Product volume trend
Source: Company

Capacity addition in resins The management’s focus is gradually shifting to additional growth levers: advanced carbon materials (18 percent of EBITDA). Recently, it hired a business head with 30 years' experience from BASF. As announced in Q1 CY18, its 30,000 tonne capacity (Castrop-Rauxel, Germany) expansion for water-white resins (Dicyclopentadiene) is on track by Q3 CY19.

As far as other capacity expansion plans are concerned, coal tar distillation facility (Belgium) is on track and is expected to be commissioned by CY18-end. Similarly, the calcination plant (37,000 tonne) in Visakhapatnam is expected to be operational by Q3 CY19.

Slow restart of aluminium capacity in the US Restart of aluminium capacity in the US remains a key near term driver of CPC volume growth.  The restarts so far have been slower-than-expected due to technical constraints and lack of skilled labour.

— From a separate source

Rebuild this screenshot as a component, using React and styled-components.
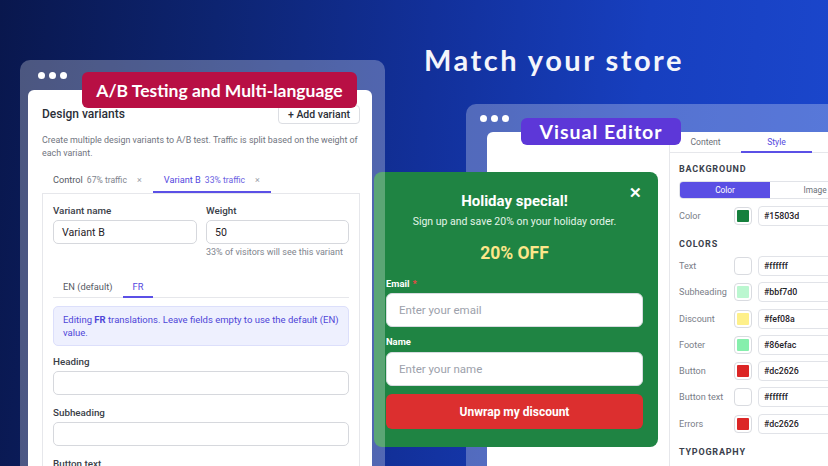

Has petcoke inventory till September The Supreme Court recently ordered a ban on import and use of petcoke as fuel, exempting only a few industries. The management is hopeful that the CPC industry would get an exemption as petcoke usage is less polluting and is used only as feedstock (not as a fuel which is a more polluting usage). In the interim, it has sufficient inventory till September.

Lurking threat of MARPOL; Rain Industries better placed Production of calcinable-grade GPC is expected to grow at a moderate level (2.1 percent compounded annual growth rate over CY17-21). The lower growth is mainly a function of worldwide trend, wherein refineries are shifting towards processing more sour crude, which results in production of lower quality GPC.